▶ **WHAT TO WORK ON**:
Go through the listing and return every line with "code" in it.
+++ DATA SHOWN
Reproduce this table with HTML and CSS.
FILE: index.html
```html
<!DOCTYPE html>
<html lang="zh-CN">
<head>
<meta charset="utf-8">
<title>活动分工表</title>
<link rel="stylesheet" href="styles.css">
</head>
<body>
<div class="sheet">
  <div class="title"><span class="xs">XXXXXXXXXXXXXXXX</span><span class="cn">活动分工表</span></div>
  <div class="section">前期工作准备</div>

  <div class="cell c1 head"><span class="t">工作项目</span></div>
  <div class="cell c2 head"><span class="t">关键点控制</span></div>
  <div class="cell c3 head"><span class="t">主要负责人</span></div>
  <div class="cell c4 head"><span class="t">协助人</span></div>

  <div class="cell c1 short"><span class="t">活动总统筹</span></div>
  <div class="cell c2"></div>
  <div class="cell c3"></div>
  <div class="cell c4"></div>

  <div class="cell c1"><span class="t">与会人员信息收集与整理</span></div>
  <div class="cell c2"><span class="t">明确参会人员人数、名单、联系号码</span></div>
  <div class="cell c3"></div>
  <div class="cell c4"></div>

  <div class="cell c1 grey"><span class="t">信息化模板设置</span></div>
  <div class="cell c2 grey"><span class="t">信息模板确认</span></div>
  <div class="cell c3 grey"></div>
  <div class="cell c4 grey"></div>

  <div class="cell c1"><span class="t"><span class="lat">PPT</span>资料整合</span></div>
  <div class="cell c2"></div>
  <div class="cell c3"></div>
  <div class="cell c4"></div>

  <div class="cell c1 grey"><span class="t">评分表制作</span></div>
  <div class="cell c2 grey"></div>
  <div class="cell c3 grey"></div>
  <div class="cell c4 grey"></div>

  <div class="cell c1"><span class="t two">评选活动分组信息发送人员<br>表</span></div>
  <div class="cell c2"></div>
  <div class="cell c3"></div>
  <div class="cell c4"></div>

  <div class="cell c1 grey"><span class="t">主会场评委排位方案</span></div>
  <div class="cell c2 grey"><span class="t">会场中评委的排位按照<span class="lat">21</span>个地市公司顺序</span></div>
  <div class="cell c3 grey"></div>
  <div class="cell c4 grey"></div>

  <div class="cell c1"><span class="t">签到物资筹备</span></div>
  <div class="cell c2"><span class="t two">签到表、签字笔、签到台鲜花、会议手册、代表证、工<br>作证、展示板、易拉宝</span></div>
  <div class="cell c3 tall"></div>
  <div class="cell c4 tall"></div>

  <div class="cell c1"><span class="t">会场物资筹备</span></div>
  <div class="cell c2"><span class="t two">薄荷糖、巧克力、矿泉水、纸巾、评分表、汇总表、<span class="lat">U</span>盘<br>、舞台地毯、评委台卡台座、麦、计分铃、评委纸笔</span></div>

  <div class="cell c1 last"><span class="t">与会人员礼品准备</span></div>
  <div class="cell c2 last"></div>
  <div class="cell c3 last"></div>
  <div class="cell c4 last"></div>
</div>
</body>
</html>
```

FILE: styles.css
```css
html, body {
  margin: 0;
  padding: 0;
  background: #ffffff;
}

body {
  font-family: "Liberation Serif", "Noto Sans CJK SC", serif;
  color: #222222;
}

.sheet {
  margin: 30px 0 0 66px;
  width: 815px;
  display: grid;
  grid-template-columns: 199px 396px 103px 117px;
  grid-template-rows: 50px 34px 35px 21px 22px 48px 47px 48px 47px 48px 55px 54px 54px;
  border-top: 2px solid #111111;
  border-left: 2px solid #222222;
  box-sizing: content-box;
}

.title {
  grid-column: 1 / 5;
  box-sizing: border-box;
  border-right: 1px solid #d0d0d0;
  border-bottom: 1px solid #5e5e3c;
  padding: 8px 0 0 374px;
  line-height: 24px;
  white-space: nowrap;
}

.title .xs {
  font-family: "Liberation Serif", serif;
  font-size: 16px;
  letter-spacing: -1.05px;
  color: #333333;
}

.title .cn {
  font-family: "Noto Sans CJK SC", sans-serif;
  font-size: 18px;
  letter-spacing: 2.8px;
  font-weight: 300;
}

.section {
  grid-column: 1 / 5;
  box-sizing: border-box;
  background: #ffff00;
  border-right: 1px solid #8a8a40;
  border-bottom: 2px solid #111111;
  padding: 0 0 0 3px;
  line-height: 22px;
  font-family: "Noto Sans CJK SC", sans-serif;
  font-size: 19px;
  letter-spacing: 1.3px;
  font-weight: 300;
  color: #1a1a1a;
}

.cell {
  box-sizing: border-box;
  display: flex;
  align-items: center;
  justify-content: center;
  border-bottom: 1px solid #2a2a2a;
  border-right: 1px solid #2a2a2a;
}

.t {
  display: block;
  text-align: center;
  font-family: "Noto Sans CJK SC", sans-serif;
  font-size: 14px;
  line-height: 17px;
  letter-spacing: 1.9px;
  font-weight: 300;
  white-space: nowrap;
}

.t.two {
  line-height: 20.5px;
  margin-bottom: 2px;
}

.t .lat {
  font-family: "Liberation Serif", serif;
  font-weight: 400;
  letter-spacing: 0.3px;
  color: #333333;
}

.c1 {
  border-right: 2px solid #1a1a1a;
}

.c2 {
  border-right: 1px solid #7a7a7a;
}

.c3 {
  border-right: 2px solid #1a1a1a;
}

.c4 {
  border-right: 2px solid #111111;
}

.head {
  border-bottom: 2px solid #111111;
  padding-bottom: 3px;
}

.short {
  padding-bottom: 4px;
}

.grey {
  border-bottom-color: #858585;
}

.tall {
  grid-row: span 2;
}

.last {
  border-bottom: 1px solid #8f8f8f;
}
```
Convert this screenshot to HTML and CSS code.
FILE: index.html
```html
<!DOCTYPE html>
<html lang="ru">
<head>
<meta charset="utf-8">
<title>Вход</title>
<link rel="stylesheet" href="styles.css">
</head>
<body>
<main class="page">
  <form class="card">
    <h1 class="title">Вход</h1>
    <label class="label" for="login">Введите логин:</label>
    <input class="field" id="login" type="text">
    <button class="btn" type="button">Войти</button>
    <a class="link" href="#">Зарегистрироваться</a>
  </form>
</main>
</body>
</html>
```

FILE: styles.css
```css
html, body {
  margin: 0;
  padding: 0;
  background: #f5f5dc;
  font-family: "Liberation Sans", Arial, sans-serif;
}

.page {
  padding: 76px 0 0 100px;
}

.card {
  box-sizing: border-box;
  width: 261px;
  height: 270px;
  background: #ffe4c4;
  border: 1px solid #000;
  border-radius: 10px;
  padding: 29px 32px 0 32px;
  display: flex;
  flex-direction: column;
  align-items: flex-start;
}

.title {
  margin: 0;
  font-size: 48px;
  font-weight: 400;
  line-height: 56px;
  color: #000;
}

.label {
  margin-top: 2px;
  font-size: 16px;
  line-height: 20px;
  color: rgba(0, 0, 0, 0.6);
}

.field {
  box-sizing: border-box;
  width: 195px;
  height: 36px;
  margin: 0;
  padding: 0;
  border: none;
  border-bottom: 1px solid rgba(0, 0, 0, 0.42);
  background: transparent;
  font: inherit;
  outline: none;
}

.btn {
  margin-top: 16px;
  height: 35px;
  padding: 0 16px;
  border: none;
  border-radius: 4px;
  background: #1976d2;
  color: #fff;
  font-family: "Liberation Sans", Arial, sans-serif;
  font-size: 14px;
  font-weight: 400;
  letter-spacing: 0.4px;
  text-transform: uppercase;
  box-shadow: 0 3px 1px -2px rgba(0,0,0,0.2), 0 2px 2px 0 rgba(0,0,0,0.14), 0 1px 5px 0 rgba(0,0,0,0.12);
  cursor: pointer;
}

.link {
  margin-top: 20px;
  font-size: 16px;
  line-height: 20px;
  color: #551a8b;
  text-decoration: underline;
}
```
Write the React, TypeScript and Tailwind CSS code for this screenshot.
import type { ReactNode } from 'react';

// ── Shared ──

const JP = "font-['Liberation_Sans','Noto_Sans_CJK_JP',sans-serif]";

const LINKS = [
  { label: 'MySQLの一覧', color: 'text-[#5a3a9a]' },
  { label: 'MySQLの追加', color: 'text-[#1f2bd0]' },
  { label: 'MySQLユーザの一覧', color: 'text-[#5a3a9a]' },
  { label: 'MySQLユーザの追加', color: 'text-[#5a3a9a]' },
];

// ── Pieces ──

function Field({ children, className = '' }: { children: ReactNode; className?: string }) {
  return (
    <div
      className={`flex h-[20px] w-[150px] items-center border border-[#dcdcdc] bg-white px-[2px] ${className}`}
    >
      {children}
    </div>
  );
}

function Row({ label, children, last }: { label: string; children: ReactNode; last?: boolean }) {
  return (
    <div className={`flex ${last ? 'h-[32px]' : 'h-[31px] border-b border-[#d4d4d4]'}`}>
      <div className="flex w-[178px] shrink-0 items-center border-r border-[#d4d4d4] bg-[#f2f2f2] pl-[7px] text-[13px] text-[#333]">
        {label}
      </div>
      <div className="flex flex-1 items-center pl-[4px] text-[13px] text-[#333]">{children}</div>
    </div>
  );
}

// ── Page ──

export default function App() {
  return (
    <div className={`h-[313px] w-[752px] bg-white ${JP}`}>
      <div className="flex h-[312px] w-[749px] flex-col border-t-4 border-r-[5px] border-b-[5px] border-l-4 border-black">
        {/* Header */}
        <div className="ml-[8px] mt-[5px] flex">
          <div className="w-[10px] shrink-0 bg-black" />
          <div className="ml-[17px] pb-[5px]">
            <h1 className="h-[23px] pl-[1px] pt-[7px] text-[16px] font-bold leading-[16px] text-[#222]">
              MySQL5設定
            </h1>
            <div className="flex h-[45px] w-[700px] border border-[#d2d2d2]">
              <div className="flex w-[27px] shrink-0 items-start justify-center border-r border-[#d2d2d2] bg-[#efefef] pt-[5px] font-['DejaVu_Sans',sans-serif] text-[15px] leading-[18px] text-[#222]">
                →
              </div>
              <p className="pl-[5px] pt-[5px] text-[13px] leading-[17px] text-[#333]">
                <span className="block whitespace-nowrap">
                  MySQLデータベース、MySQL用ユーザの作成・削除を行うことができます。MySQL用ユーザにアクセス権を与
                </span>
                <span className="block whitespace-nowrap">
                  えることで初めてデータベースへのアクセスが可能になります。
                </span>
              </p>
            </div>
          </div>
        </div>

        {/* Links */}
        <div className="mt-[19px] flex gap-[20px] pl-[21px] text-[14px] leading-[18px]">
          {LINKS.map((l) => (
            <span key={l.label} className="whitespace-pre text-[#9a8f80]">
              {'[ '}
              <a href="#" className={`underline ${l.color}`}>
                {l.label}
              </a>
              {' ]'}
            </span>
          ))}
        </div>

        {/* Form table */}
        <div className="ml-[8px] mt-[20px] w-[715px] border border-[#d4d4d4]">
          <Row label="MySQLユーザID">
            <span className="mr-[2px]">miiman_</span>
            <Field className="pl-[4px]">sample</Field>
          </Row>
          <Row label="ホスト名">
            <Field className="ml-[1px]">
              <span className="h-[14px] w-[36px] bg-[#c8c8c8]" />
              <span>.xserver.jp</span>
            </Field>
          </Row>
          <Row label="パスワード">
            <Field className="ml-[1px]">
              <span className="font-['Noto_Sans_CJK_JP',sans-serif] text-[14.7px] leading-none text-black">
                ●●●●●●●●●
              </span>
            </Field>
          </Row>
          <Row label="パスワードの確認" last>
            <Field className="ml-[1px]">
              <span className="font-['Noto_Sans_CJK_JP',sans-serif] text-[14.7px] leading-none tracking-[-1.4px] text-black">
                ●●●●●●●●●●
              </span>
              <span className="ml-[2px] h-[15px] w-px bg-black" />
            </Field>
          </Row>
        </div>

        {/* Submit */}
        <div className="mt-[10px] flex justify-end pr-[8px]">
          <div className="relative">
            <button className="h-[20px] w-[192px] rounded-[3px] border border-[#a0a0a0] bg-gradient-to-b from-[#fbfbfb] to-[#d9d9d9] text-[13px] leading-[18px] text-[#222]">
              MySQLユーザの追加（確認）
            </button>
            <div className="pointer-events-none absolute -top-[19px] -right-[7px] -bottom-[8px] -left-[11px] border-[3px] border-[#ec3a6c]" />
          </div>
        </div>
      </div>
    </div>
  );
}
++++++
▶ **SOLUTION FOR THIS PROBLEM**:
Convert this screenshot to HTML and CSS code.
Write the React, TypeScript and Tailwind CSS code for this screenshot.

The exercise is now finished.